═════ PROVIDED MATERIAL ═════

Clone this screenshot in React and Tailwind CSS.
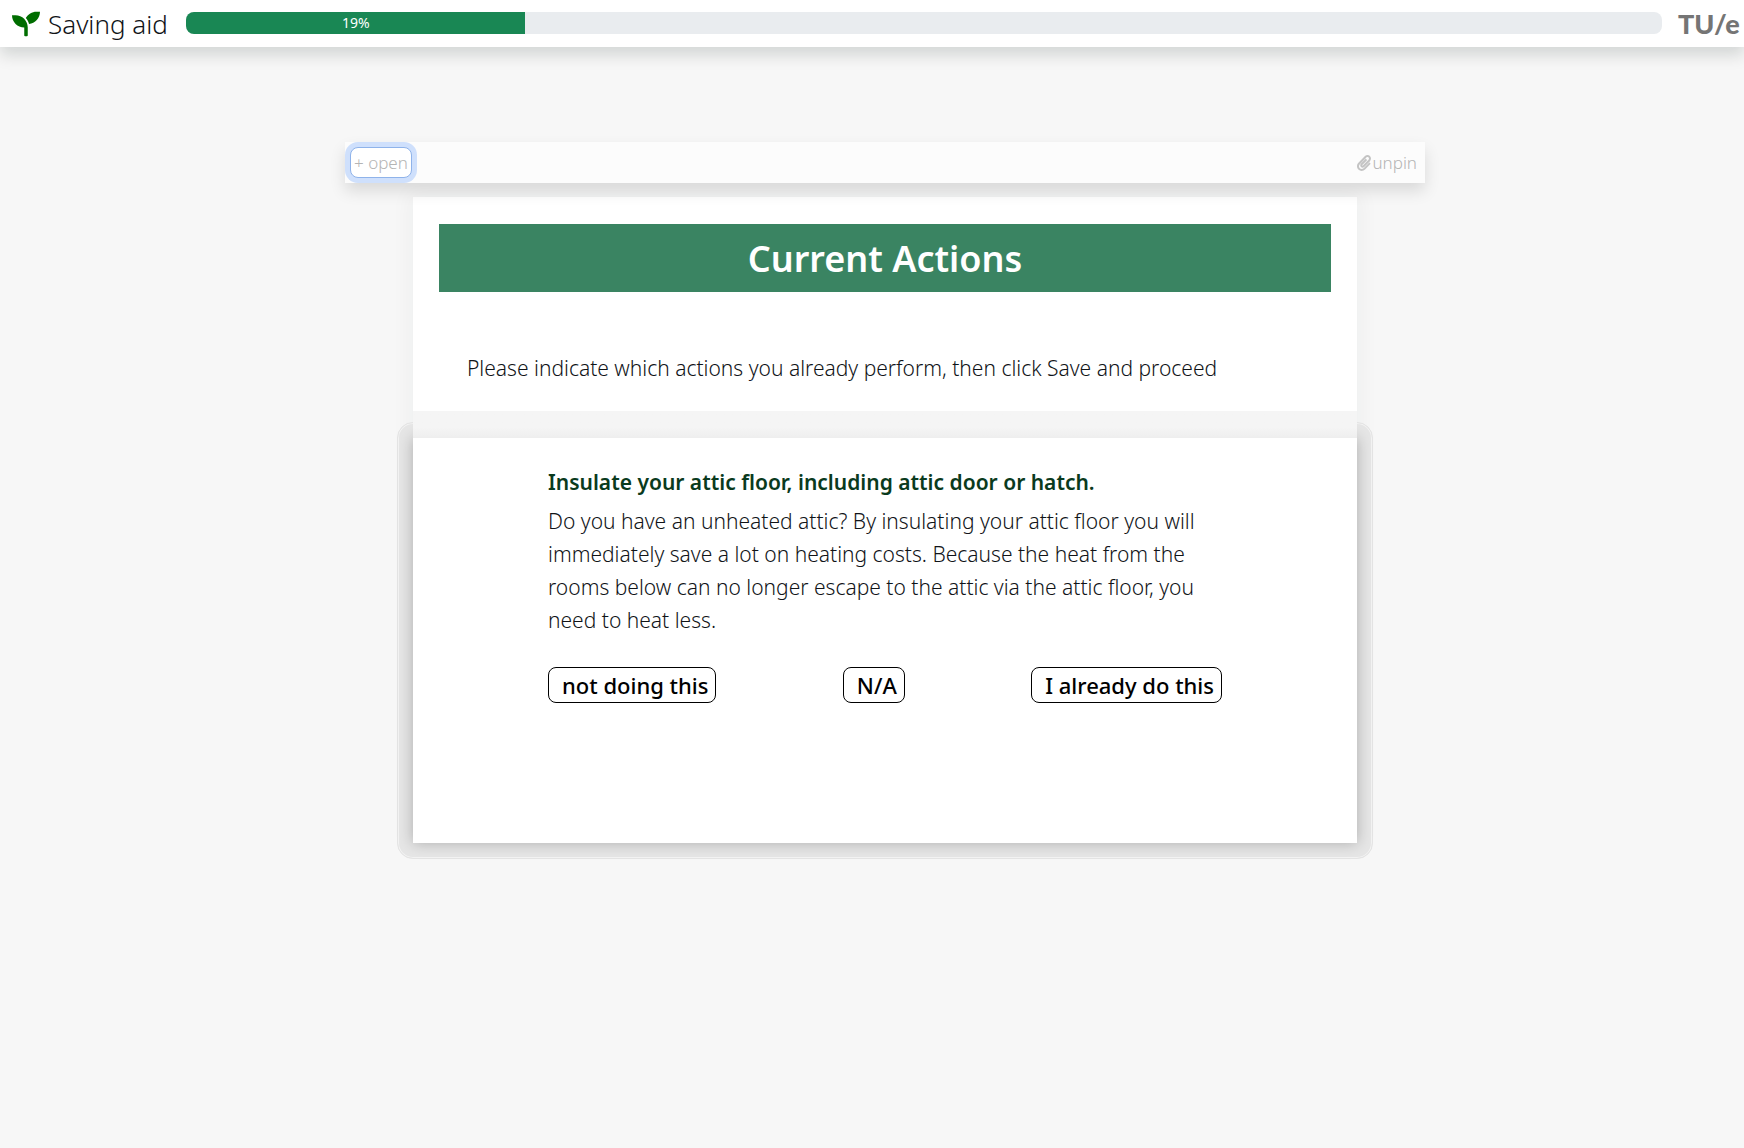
import React from "react";
import { FaSeedling, FaPaperclip } from "react-icons/fa";

const PROGRESS = { label: "19%", width: 23 };

function Header() {
  return (
    <header className="relative flex h-[47px] items-center bg-white pl-3 pr-1 shadow-[0_8px_16px_rgba(0,30,20,0.15)]">
      <a href="#home" className="flex w-[174px] shrink-0 items-center gap-2 text-[#111418]">
        <FaSeedling className="size-7 text-[#006d00]" aria-hidden="true" />
        <span className="whitespace-nowrap text-[26px] font-light leading-8">Saving aid</span>
      </a>
      <div
        role="progressbar"
        aria-label="Progress"
        aria-valuenow={19}
        aria-valuemin={0}
        aria-valuemax={100}
        className="mb-px flex h-[22px] min-w-0 grow overflow-hidden rounded-lg bg-[#e9ecef]"
      >
        <div
          className="flex items-center justify-center bg-[#198754] text-sm text-white"
          style={{ width: `${PROGRESS.width}%` }}
        >
          {PROGRESS.label}
        </div>
      </div>
      <span className="ml-4 w-[62px] shrink-0 whitespace-nowrap font-['Lato',sans-serif] text-[27px] font-black leading-8 text-[#757575]">
        TU/e
      </span>
    </header>
  );
}

function Toolbar() {
  return (
    <div className="relative z-10 flex h-[41px] items-center justify-between bg-[#fcfcfc] px-[5px] text-[17px] font-light text-[#b4b4b4] shadow-[0_8px_16px_rgba(0,0,0,0.12)]">
      <button className="h-[31px] rounded-lg border border-[#8fb3ea] bg-white px-[3px] leading-7 ring-[5px] ring-[#cfe0fc]">
        + open
      </button>
      <button className="flex items-center px-[3px]">
        <FaPaperclip className="size-4 text-[#c4c4c4]" aria-hidden="true" />
        unpin
      </button>
    </div>
  );
}

const CHOICES = ["not doing this", "N/A", "I already do this"];

export default function App() {
  return (
    <div className="min-h-screen bg-[#f7f7f7] font-['Noto_Sans',sans-serif] text-[#111418]">
      <Header />
      <main className="mx-auto w-full max-w-[1106px] pl-[26px] pt-[95px]">
        <Toolbar />
        <div className="relative mx-[68px] mt-3.5 shadow-[0_0_20px_4px_rgba(0,50,40,0.04)]">
          <section className="relative bg-white px-[26px] pb-[26px] pt-[27px]">
            <h1 className="bg-[#3a8462] pt-0.5 text-center text-[36px] font-semibold leading-[66px] text-white">
              Current Actions
            </h1>
            <p className="mt-[60px] pl-7 text-[21px] font-light leading-[33px]">
              Please indicate which actions you already perform, then click Save and proceed
            </p>
          </section>
          <div className="relative z-[1] h-[27px] bg-linear-to-b from-[#f5f5f5] from-60% to-[#eeeeee]" />
          <div className="relative">
            <div
              className="absolute -inset-4 rounded-2xl border border-[#e4e4e4] bg-[#e6e6e6] shadow-[inset_0_0_0_1px_#f3f3f3]"
              aria-hidden="true"
            />
            <section className="relative min-h-[405px] bg-white px-[135px] pt-7 shadow-[0_0_14px_rgba(0,0,0,0.25)]">
              <h2 className="text-[21px] font-semibold leading-[33px] text-[#0a3a1d]">
                Insulate your attic floor, including attic door or hatch.
              </h2>
              <p className="mt-[6px] text-[21px] font-light leading-[33px]">
                Do you have an unheated attic? By insulating your attic floor you will immediately save a
                lot on heating costs. Because the heat from the rooms below can no longer escape to the
                attic via the attic floor, you need to heat less.
              </p>
              <div className="mt-[30px] flex justify-between">
                {CHOICES.map((choice) => (
                  <button
                    key={choice}
                    className="h-9 rounded-lg border border-black pl-[13px] pr-[7px] text-[22px] font-medium leading-8 text-black"
                  >
                    {choice}
                  </button>
                ))}
              </div>
            </section>
          </div>
        </div>
      </main>
    </div>
  );
}
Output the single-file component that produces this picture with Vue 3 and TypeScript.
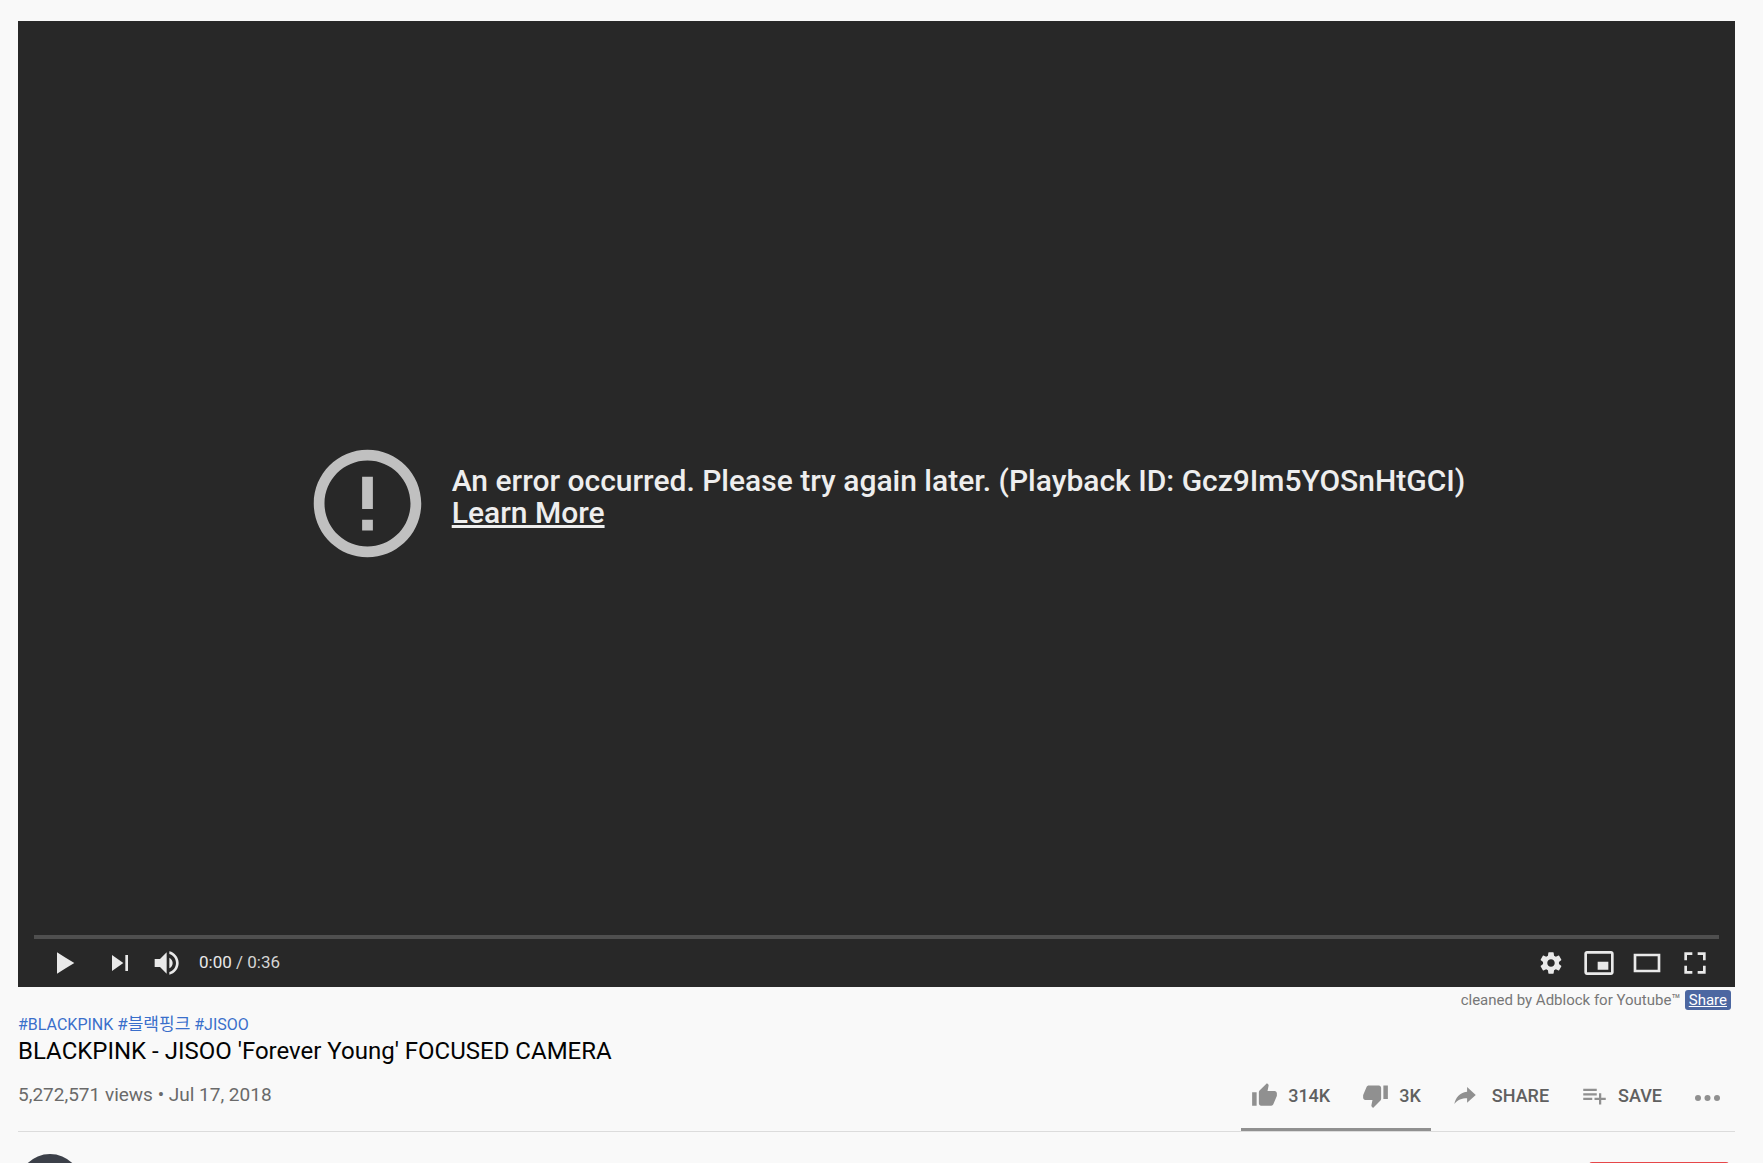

═════

• DIRECTIONS
Give the data above again in full and unchanged, skipping the pictures.

• ANSWER TO THE TASK
Clone this screenshot in React and Tailwind CSS.
import React from "react";
import { FaSeedling, FaPaperclip } from "react-icons/fa";

const PROGRESS = { label: "19%", width: 23 };

function Header() {
  return (
    <header className="relative flex h-[47px] items-center bg-white pl-3 pr-1 shadow-[0_8px_16px_rgba(0,30,20,0.15)]">
      <a href="#home" className="flex w-[174px] shrink-0 items-center gap-2 text-[#111418]">
        <FaSeedling className="size-7 text-[#006d00]" aria-hidden="true" />
        <span className="whitespace-nowrap text-[26px] font-light leading-8">Saving aid</span>
      </a>
      <div
        role="progressbar"
        aria-label="Progress"
        aria-valuenow={19}
        aria-valuemin={0}
        aria-valuemax={100}
        className="mb-px flex h-[22px] min-w-0 grow overflow-hidden rounded-lg bg-[#e9ecef]"
      >
        <div
          className="flex items-center justify-center bg-[#198754] text-sm text-white"
          style={{ width: `${PROGRESS.width}%` }}
        >
          {PROGRESS.label}
        </div>
      </div>
      <span className="ml-4 w-[62px] shrink-0 whitespace-nowrap font-['Lato',sans-serif] text-[27px] font-black leading-8 text-[#757575]">
        TU/e
      </span>
    </header>
  );
}

function Toolbar() {
  return (
    <div className="relative z-10 flex h-[41px] items-center justify-between bg-[#fcfcfc] px-[5px] text-[17px] font-light text-[#b4b4b4] shadow-[0_8px_16px_rgba(0,0,0,0.12)]">
      <button className="h-[31px] rounded-lg border border-[#8fb3ea] bg-white px-[3px] leading-7 ring-[5px] ring-[#cfe0fc]">
        + open
      </button>
      <button className="flex items-center px-[3px]">
        <FaPaperclip className="size-4 text-[#c4c4c4]" aria-hidden="true" />
        unpin
      </button>
    </div>
  );
}

const CHOICES = ["not doing this", "N/A", "I already do this"];

export default function App() {
  return (
    <div className="min-h-screen bg-[#f7f7f7] font-['Noto_Sans',sans-serif] text-[#111418]">
      <Header />
      <main className="mx-auto w-full max-w-[1106px] pl-[26px] pt-[95px]">
        <Toolbar />
        <div className="relative mx-[68px] mt-3.5 shadow-[0_0_20px_4px_rgba(0,50,40,0.04)]">
          <section className="relative bg-white px-[26px] pb-[26px] pt-[27px]">
            <h1 className="bg-[#3a8462] pt-0.5 text-center text-[36px] font-semibold leading-[66px] text-white">
              Current Actions
            </h1>
            <p className="mt-[60px] pl-7 text-[21px] font-light leading-[33px]">
              Please indicate which actions you already perform, then click Save and proceed
            </p>
          </section>
          <div className="relative z-[1] h-[27px] bg-linear-to-b from-[#f5f5f5] from-60% to-[#eeeeee]" />
          <div className="relative">
            <div
              className="absolute -inset-4 rounded-2xl border border-[#e4e4e4] bg-[#e6e6e6] shadow-[inset_0_0_0_1px_#f3f3f3]"
              aria-hidden="true"
            />
            <section className="relative min-h-[405px] bg-white px-[135px] pt-7 shadow-[0_0_14px_rgba(0,0,0,0.25)]">
              <h2 className="text-[21px] font-semibold leading-[33px] text-[#0a3a1d]">
                Insulate your attic floor, including attic door or hatch.
              </h2>
              <p className="mt-[6px] text-[21px] font-light leading-[33px]">
                Do you have an unheated attic? By insulating your attic floor you will immediately save a
                lot on heating costs. Because the heat from the rooms below can no longer escape to the
                attic via the attic floor, you need to heat less.
              </p>
              <div className="mt-[30px] flex justify-between">
                {CHOICES.map((choice) => (
                  <button
                    key={choice}
                    className="h-9 rounded-lg border border-black pl-[13px] pr-[7px] text-[22px] font-medium leading-8 text-black"
                  >
                    {choice}
                  </button>
                ))}
              </div>
            </section>
          </div>
        </div>
      </main>
    </div>
  );
}
Output the single-file component that produces this picture with Vue 3 and TypeScript.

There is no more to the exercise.